The purpose of the small claims division is to facilitate the resolution of disputes involving small sums. Requiring a change of venue under these circumstances would not further the efficient administration of justice. Brown, supra, p 77. In this case, the nature of the suit did not change when it was transferred from the small claims division. Still at issue is whether defendants owe plaintiff $247.80. By requesting the removal, defendants did no more than preserve their right to counsel, to trial by jury and to any right of appeal. MCL 600.8412; MSA 27A.8412. There is no indication that the special venue statute which applied when the claim was filed is no longer controlling.

We see nothing in the statutes or court rules that indicates an intent to prevent application of the general rule that venue is established at the time of filing. Brown, supra. This Court must not construe a statute to achieve an absurd and unreasonable result. Luttrell v Dep't of Corrections, 421 Mich. 93, 106; 365 NW2d 74 (1984). Given the nature of the small claims action, we believe that construing the relevant statutes to require transfer as a matter of law upon removal would achieve such an unacceptable result.
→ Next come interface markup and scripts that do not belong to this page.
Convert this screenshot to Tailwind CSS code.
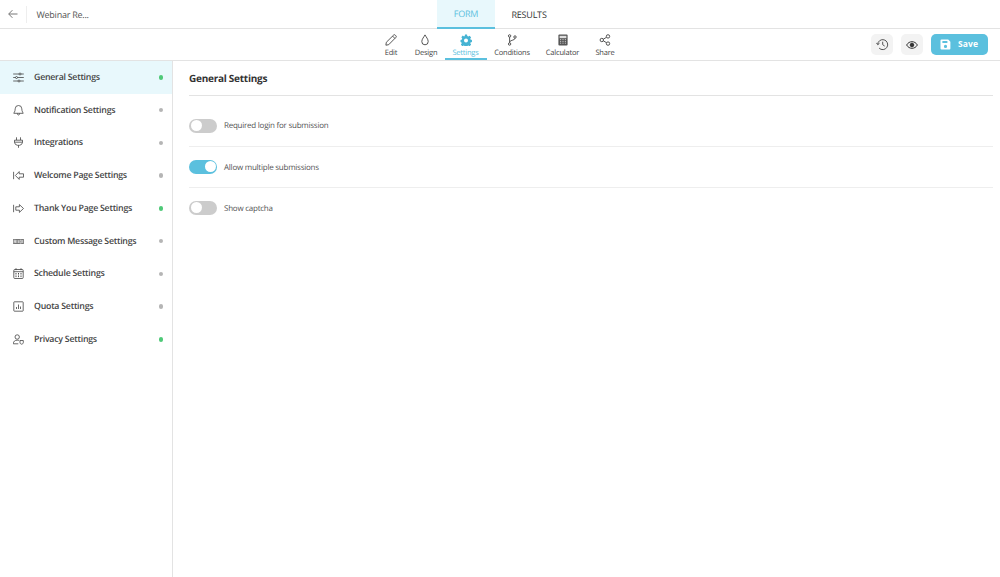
<!DOCTYPE html>
<html>
<head>
<meta charset="utf-8">
<script src="https://cdn.jsdelivr.net/npm/@tailwindcss/browser@4"></script>
</head>
<body class="bg-white font-['Open_Sans',sans-serif] text-[#444] [text-rendering:geometricPrecision]">
<div class="w-[1000px] h-[577px] flex flex-col overflow-hidden">
  <!-- top bar -->
  <header class="h-[29px] shrink-0 border-b border-[#e3e3e3] flex items-stretch relative">
    <div class="w-[26px] flex items-center pl-[8px]">
      <svg class="w-[10px] h-[10px]" viewBox="0 0 10 10" fill="none" stroke="#777" stroke-width="1"><path d="M9.500 5H.8M4.400 1.200.7 5l3.700 3.800"/></svg>
    </div>
    <div class="w-px h-[17px] bg-[#eee] self-center"></div>
    <div class="ml-[9.500px] text-[9px] tracking-[-0.25px] text-[#555] flex items-center pt-[1px]">Webinar Re...</div>
    <div class="absolute left-[437px] top-0 flex h-[29px]">
      <div class="w-[58px] bg-[#e8f8fc] border-b-2 border-[#5bc0de] text-[#5bc0de] text-[9px] tracking-[-0.2px] flex items-center justify-center pt-[1px]">FORM</div>
      <div class="w-[68px] text-[#333] text-[9px] tracking-[-0.2px] font-medium flex items-center justify-center pt-[1px]">RESULTS</div>
    </div>
  </header>
  <!-- tool bar -->
  <div class="h-[32px] shrink-0 border-b border-[#e3e3e3] relative flex justify-center">
    <nav class="absolute left-[374.500px] top-0 flex h-[31px] text-[7.500px] tracking-[-0.2px] text-[#444] font-medium">
      <div class="w-[33px] flex flex-col items-center pt-[5px]">
        <svg class="w-[12px] h-[12px]" viewBox="0 0 12 12" fill="none" stroke="#444" stroke-width=".9"><path d="M1.300 8.300 8.600 1.100a1.100 1.100 0 0 1 1.600 0l.7.7a1.100 1.100 0 0 1 0 1.600L3.700 10.700l-2.800.5zM7.600 2.100l2.300 2.300"/></svg>
        <span class="mt-[2px] leading-[10px]">Edit</span>
      </div>
      <div class="w-[37px] flex flex-col items-center pt-[5px]">
        <svg class="w-[12px] h-[12px] -ml-[2px]" viewBox="0 0 12 12" fill="none" stroke="#444" stroke-width=".9"><path d="M6 .9C5 3 2.800 5 2.800 7.600a3.200 3.200 0 0 0 6.400 0C9.200 5 7 3 6 .9z"/></svg>
        <span class="mt-[2px] leading-[10px]">Design</span>
      </div>
      <div class="w-[42px] h-[31px] border-b-2 border-[#5bc0de] text-[#5bc0de] flex flex-col items-center pt-[5px]">
        <svg class="w-[12px] h-[12px]" viewBox="0 0 24 24" fill="#45b3d3"><path fill-rule="evenodd" d="M10 1h4l.6 3 2.200 1 2.600-1.600 2.800 3.400-1.700 2.500.5 1.900 2.900.8v4l-2.900.8-.5 1.900 1.700 2.500-2.800 3.400-2.600-1.600-2.200 1-.6 2h-4l-.6-2-2.200-1-2.600 1.600-2.800-3.400 1.700-2.500-.5-1.900L1 15.800v-4l2.900-.8.5-1.900-1.700-2.500 2.800-3.400L8.100 5l1.300-1zM12 9a4 4 0 1 0 0 8 4 4 0 0 0 0-8z"/></svg>
        <span class="mt-[2px] leading-[10px]">Settings</span>
      </div>
      <div class="w-[51px] flex flex-col items-center pt-[5px]">
        <svg class="w-[12px] h-[12px]" viewBox="0 0 12 12" fill="none" stroke="#444" stroke-width=".9"><circle cx="3.600" cy="1.900" r="1.200"/><circle cx="3.600" cy="10" r="1.200"/><circle cx="9" cy="3" r="1.200"/><path d="M3.600 3.100v5.700M9 4.200c0 2.200-4 1.600-5.400 3.600"/></svg>
        <span class="mt-[2px] leading-[10px]">Conditions</span>
      </div>
      <div class="w-[50px] flex flex-col items-center pt-[5px]">
        <svg class="w-[12px] h-[12px]" viewBox="0 0 12 12"><rect x="1.400" y=".6" width="9.200" height="10.800" rx="1" fill="#555"/><rect x="2.600" y="1.800" width="6.800" height="2.400" fill="#ddd"/><path d="M3 5.600h1.200M5.400 5.600h1.200M7.800 5.600H9M3 7.400h1.200M5.400 7.400h1.200M7.800 7.400H9M3 9.200h1.200M5.400 9.200h1.200M7.800 9.200H9" stroke="#ddd" stroke-width=".8"/></svg>
        <span class="mt-[2px] leading-[10px]">Calculator</span>
      </div>
      <div class="w-[35px] flex flex-col items-center pt-[5px]">
        <svg class="w-[12px] h-[12px]" viewBox="0 0 12 12" fill="none" stroke="#444" stroke-width=".9"><circle cx="9" cy="2.400" r="1.700"/><circle cx="2.800" cy="6" r="1.700"/><circle cx="9" cy="9.600" r="1.700"/><path d="M4.300 5.200 7.500 3.300M4.300 6.800l3.200 1.900"/></svg>
        <span class="mt-[2px] leading-[10px]">Share</span>
      </div>
    </nav>
    <div class="absolute right-[12px] top-[5px] flex items-center gap-[8px]">
      <button class="w-[22px] h-[21px] rounded-[5px] bg-[#f3f3f3] flex items-center justify-center">
        <svg class="w-[13px] h-[13px]" viewBox="0 0 13 13" fill="none" stroke="#555" stroke-width="1"><path d="M1.700 6.500a5 5 0 1 1 1.400 3.600M.4 4.900l1.400 1.800 1.700-1.500M6.700 3.700v3l2 1.400"/></svg>
      </button>
      <button class="w-[22px] h-[21px] rounded-[5px] bg-[#f3f3f3] flex items-center justify-center">
        <svg class="w-[12px] h-[12px]" viewBox="0 0 12 12" fill="none" stroke="#333" stroke-width="1"><path d="M.6 6C2 3.700 3.900 2.700 6 2.700S10 3.700 11.400 6C10 8.300 8.100 9.300 6 9.300S2 8.300.6 6z"/><circle cx="6" cy="6" r="1.800" fill="#333"/></svg>
      </button>
      <button class="w-[57px] h-[21px] rounded-[5px] bg-[#5bc0de] text-white text-[8.500px] font-bold flex items-center justify-start pl-[9px] gap-[7px] tracking-[0.1px]">
        <svg class="w-[11px] h-[11px]" viewBox="0 0 11 11" fill="#fff"><path fill-rule="evenodd" d="M1.500.6h6.700L10.400 2.800v6.600a1 1 0 0 1-1 1H1.500a1 1 0 0 1-1-1V1.600a1 1 0 0 1 1-1zM2.400 1.900v2.200h5V1.900zM5.500 5.800a1.600 1.600 0 1 0 0 3.200 1.600 1.600 0 0 0 0-3.200z"/></svg>
        <span>Save</span>
      </button>
    </div>
  </div>
  <!-- body -->
  <div class="flex flex-1 min-h-0">
    <aside class="w-[173px] shrink-0 border-r border-[#e3e3e3] text-[8.800px] tracking-[-0.25px] font-semibold text-[#444]">
      <div class="h-[32.750px] bg-[#e8f8fc] flex items-center pl-[13px] pr-[9px]">
        <svg class="w-[11px] h-[11px] shrink-0" viewBox="0 0 11 11" fill="none" stroke="#444" stroke-width=".8"><path d="M.2 2h10.600M.2 5.500h10.600M.2 9h10.600"/><circle cx="7" cy="2" r="1" fill="#e8f8fc"/><circle cx="3.500" cy="5.500" r="1" fill="#e8f8fc"/><circle cx="6" cy="9" r="1" fill="#e8f8fc"/></svg>
        <span class="ml-[10px] flex-1">General Settings</span>
        <span class="w-[4.500px] h-[4.500px] rounded-full bg-[#4fc978]"></span>
      </div>
      <div class="h-[32.750px] flex items-center pl-[13px] pr-[9px]">
        <svg class="w-[11px] h-[11px] shrink-0" viewBox="0 0 11 11" fill="none" stroke="#444" stroke-width=".8"><path d="M5.500.5a3.300 3.300 0 0 0-3.300 3.300c0 2.800-1.400 4-1.400 4.500h9.400c0-.5-1.400-1.700-1.400-4.500A3.300 3.300 0 0 0 5.500.5zM4.400 8.400a1.100 1.600 0 0 0 2.200 0"/></svg>
        <span class="ml-[10px] flex-1">Notification Settings</span>
        <span class="w-[4.500px] h-[4.500px] rounded-full bg-[#b5b5b5]"></span>
      </div>
      <div class="h-[32.750px] flex items-center pl-[13px] pr-[9px]">
        <svg class="w-[11px] h-[11px] shrink-0" viewBox="0 0 11 11" fill="none" stroke="#444" stroke-width=".8"><path d="M3.500.3v2.700M7.500.3v2.700M1.500 3.200h8v2.300a3.500 3.500 0 0 1-3 2.800H4.500a3.500 3.500 0 0 1-3-2.800zM1.500 5.200h8M5.500 8.300v2.500"/></svg>
        <span class="ml-[10px] flex-1">Integrations</span>
        <span class="w-[4.500px] h-[4.500px] rounded-full bg-[#b5b5b5]"></span>
      </div>
      <div class="h-[32.750px] flex items-center pl-[13px] pr-[9px]">
        <svg class="w-[11px] h-[11px] shrink-0" viewBox="0 0 11 11" fill="none" stroke="#444" stroke-width=".8"><path d="M.6 1.800v7.400M6.200 1.600 2.400 5.500l3.800 3.900V7.200h4.300V3.800H6.200z"/></svg>
        <span class="ml-[10px] flex-1">Welcome Page Settings</span>
        <span class="w-[4.500px] h-[4.500px] rounded-full bg-[#b5b5b5]"></span>
      </div>
      <div class="h-[32.750px] flex items-center pl-[13px] pr-[9px]">
        <svg class="w-[11px] h-[11px] shrink-0" viewBox="0 0 11 11" fill="none" stroke="#444" stroke-width=".8"><path d="M.6 1.800v7.400M6.400 1.600l4.100 3.900-4.100 3.900V7.200H2.800V3.800h3.600z"/></svg>
        <span class="ml-[10px] flex-1">Thank You Page Settings</span>
        <span class="w-[4.500px] h-[4.500px] rounded-full bg-[#4fc978]"></span>
      </div>
      <div class="h-[32.750px] flex items-center pl-[13px] pr-[9px]">
        <svg class="w-[11px] h-[11px] shrink-0" viewBox="0 0 11 11"><rect x=".1" y="3" width="10.800" height="5" fill="#777"/><path d="M1.200 7V4.200h1.300V7M1.200 5.700h1.300M3.900 4v3M5.500 4.200V7M6.900 4.200h1.400V7H6.900zM9.600 4v3" fill="none" stroke="#fff" stroke-width=".6"/></svg>
        <span class="ml-[10px] flex-1">Custom Message Settings</span>
        <span class="w-[4.500px] h-[4.500px] rounded-full bg-[#b5b5b5]"></span>
      </div>
      <div class="h-[32.750px] flex items-center pl-[13px] pr-[9px]">
        <svg class="w-[11px] h-[11px] shrink-0" viewBox="0 0 11 11" fill="none" stroke="#444" stroke-width=".8"><rect x=".8" y="1.500" width="9.400" height="9" rx="1"/><path d="M.8 3.700h9.400M3 .2v2M8 .2v2"/><path d="M2.500 5.500h1M5 5.500h1M7.500 5.500h1M2.500 7h1M5 7h1M7.500 7h1M2.500 8.600h1M5 8.600h1M7.500 8.600h1" stroke-width="1"/></svg>
        <span class="ml-[10px] flex-1">Schedule Settings</span>
        <span class="w-[4.500px] h-[4.500px] rounded-full bg-[#b5b5b5]"></span>
      </div>
      <div class="h-[32.750px] flex items-center pl-[13px] pr-[9px]">
        <svg class="w-[11px] h-[11px] shrink-0" viewBox="0 0 11 11" fill="none" stroke="#444" stroke-width=".8"><rect x=".8" y=".8" width="9.400" height="9.400" rx=".6"/><path d="M3.500 8V6M5.500 8V3.500M7.500 8V5.500"/></svg>
        <span class="ml-[10px] flex-1">Quota Settings</span>
        <span class="w-[4.500px] h-[4.500px] rounded-full bg-[#b5b5b5]"></span>
      </div>
      <div class="h-[32.750px] flex items-center pl-[13px] pr-[9px]">
        <svg class="w-[11px] h-[11px] shrink-0" viewBox="0 0 11 11" fill="none" stroke="#444" stroke-width=".8"><circle cx="4.200" cy="3" r="2.200"/><path d="M.3 9.800c0-2.400 1.600-3.600 3.900-3.600 .8 0 1.400.1 2 .4M.3 9.800h5"/><path d="M7 6.500h3.300v2.200c0 .8-.9 1.300-1.650 1.500C7.900 10 7 9.500 7 8.700z"/></svg>
        <span class="ml-[10px] flex-1">Privacy Settings</span>
        <span class="w-[4.500px] h-[4.500px] rounded-full bg-[#4fc978]"></span>
      </div>
    </aside>
    <main class="flex-1 pl-[16px] pr-[7px]">
      <div class="h-[35px] border-b border-[#e3e3e3] flex items-center pt-[1px] text-[10px] tracking-[-0.25px] font-bold text-[#333]">General Settings</div>
      <div class="h-[51px] border-b border-[#eee] pt-[9px] flex items-center gap-[7px] text-[8px] tracking-[-0.24px] text-[#555]">
        <span class="w-[28px] h-[14px] rounded-full bg-[#ccc] p-[1.500px] flex justify-start"><span class="w-[11px] h-[11px] rounded-full bg-white"></span></span>
        <span>Required login for submission</span>
      </div>
      <div class="h-[41px] border-b border-[#eee] pb-[1px] flex items-center gap-[7px] text-[8px] tracking-[-0.24px] text-[#555]">
        <span class="w-[28px] h-[14px] rounded-full bg-[#5bc0de] p-[1.500px] flex justify-end"><span class="w-[11px] h-[11px] rounded-full bg-white"></span></span>
        <span class="pt-[2px]">Allow multiple submissions</span>
      </div>
      <div class="h-[41px] pb-[2px] flex items-center gap-[7px] text-[8px] tracking-[-0.24px] text-[#555]">
        <span class="w-[28px] h-[14px] rounded-full bg-[#ccc] p-[1.500px] flex justify-start"><span class="w-[11px] h-[11px] rounded-full bg-white"></span></span>
        <span class="pt-[2px]">Show captcha</span>
      </div>
    </main>
  </div>
</div>
</body>
</html>
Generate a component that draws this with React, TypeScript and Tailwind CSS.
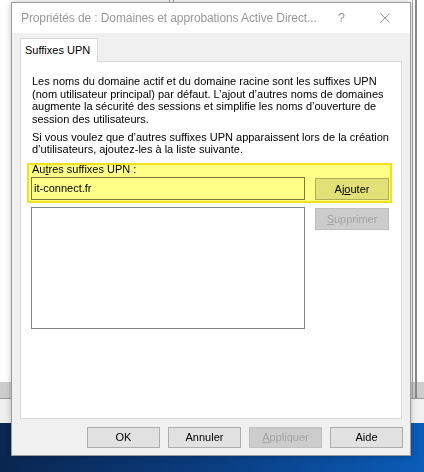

Furthermore, we do not find anything in the record which would justify considering this transfer an exercise of the court's discretionary power to transfer venue under MCR 2.222. There are letters from defendants to the lower court stating that they did request the transfer. While defendants may have expressed a desire not to continue the action in Mason County, the record does not *813 support a finding that the required motion for change of venue was filed. Bursley v Fuksa, 164 Mich. App. 772, 779; 417 NW2d 602 (1987). Nor does it indicate a basis for finding that defendants sustained their burden of justifying a change of venue. See Brown, supra, p 78. The only reason for the transfer appearing on the record is the court's belief that as a matter of law venue had to be determined under the district court rules. The district court consistently maintained that transfer was made on its own motion. Imposing the filing fee on plaintiff was consistent with that procedural position. See MCR 2.223.

We therefore reverse the order of the lower court and remand this action to the Mason County district court for trial.[5]

Reversed.

NOTES

[1] The relationship between the two is illustrated by the fact that in this case the same district court judge apparently presided in both forums, signing both the order removing the case from the small claims division and the transfer order of the district court.

[2] See Marshall v Pech, 95 Mich. App. 454, 458; 291 NW2d 78 (1980); Domanskis, Small Claims Courts: An Overview and Recommendation, 9 Mich J L Reform 590 (1976); Newton, Trial Courts of Limited Jurisdiction; Is the Traditional Jurisprudential Approach Appropriate? 1977 Det C L Rev 279, 288-290 (1977); 20 Am Jur 2d, Courts, § 31, p 411.

[3] This action was brought in the 79th judicial district, a district of the first class, and therefore was properly filed in the county in which the action arose. See MCL 600.8144 and 600.8415(1); MSA 27A.8144 and 27A.8415(1).

[4] We note that the prior version of this court rule, DCR 5006.5, made it clear that the trial of the removed case was to be conducted under the regular district court rules. The staff note of the new rule indicates the rule was modified so that all district court provisions governing other cases, not only those applicable to trial, apply. Neither rule indicates that the issue of venue should be revisited.

[5] Although the transfer order was signed, it appears from the file that the Wayne County court never took jurisdiction and that Mason County has continued to maintain its jurisdiction.